La Babele minimal di Celestino Russo in mostra a Milano
È una Babele non convenzionale quella evocata dal titolo della mostra di Celestino Russo alla galleria Lorenzo Vatalaro di Milano. Tra richiami minimali e gorghi inaspettati
Tre corpi cilindrici di altezze leggermente diverse si profilano nella penombra; più indietro, sullo sfondo, un cono staziona su una mensola. Si direbbero perfetti esempi di strutture minimal: incombenti, intransitive, mute. È lo spettacolo che in questi giorni ci aspetta all’ingresso della Galleria Lorenzo Vatalaro, uno spazio sui generis che da diversi anni propone spiazzanti itinerari lungo le derive di un contemporaneo intriso di risonanze antiquariali.
Il protagonista di questa ultima mostra è Celestino Russo (Belleville, 1971), che, riprendendo e sviluppando un tema già svolto in una precedente esposizione, attraverso un confronto ininterrotto con il gallerista-curatore, ci propone un titolo che a prima vista sembrerebbe incongruo rispetto all’apparente insondabilità di queste sculture: Babel.
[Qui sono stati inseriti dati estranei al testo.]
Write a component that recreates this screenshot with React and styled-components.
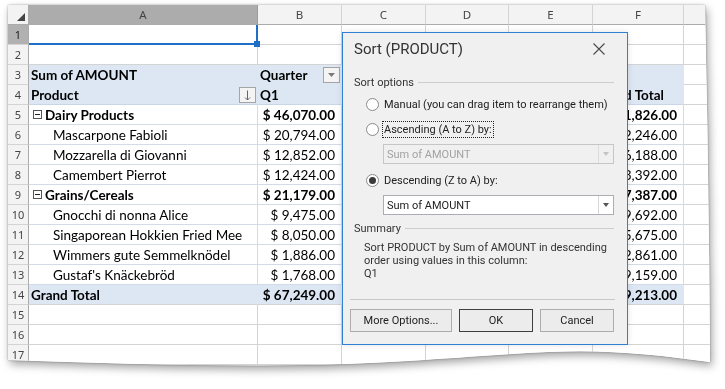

LA MOSTRA DI CELESTINO RUSSO A MILANO
Ma se sollevandoci un poco sulla punta dei piedi ci sporgiamo sopra queste sagome brunite, in gesso patinato, rischiarate appena da una fioca luce che le colpisce dall’alto, il nostro sguardo si trova risucchiato dal moto spiralico del loro interno cavo, che si restringe progressivamente, come in una fuga centripeta verso un punto abissale. Anche i coni risultano svuotati e lavorati con la stessa maniacale regolarità. La canonica iconografia della Torre di Babele, con la sua architettura avvolgente e intervallata di arcate, è come ribaltata e rovesciata su se stessa, incapsulata in un guscio di inesorabile rigore geometrico. L’autore si interroga infatti sul “senso della caduta, dello scavo, della discesa”, come precisa Irene Biolchini nel testo in catalogo, perché “la Babele che ci troviamo oggi davanti è scavata all’interno della forma: non sale, ma precipita in un gorgo, scende verso l’Origine”.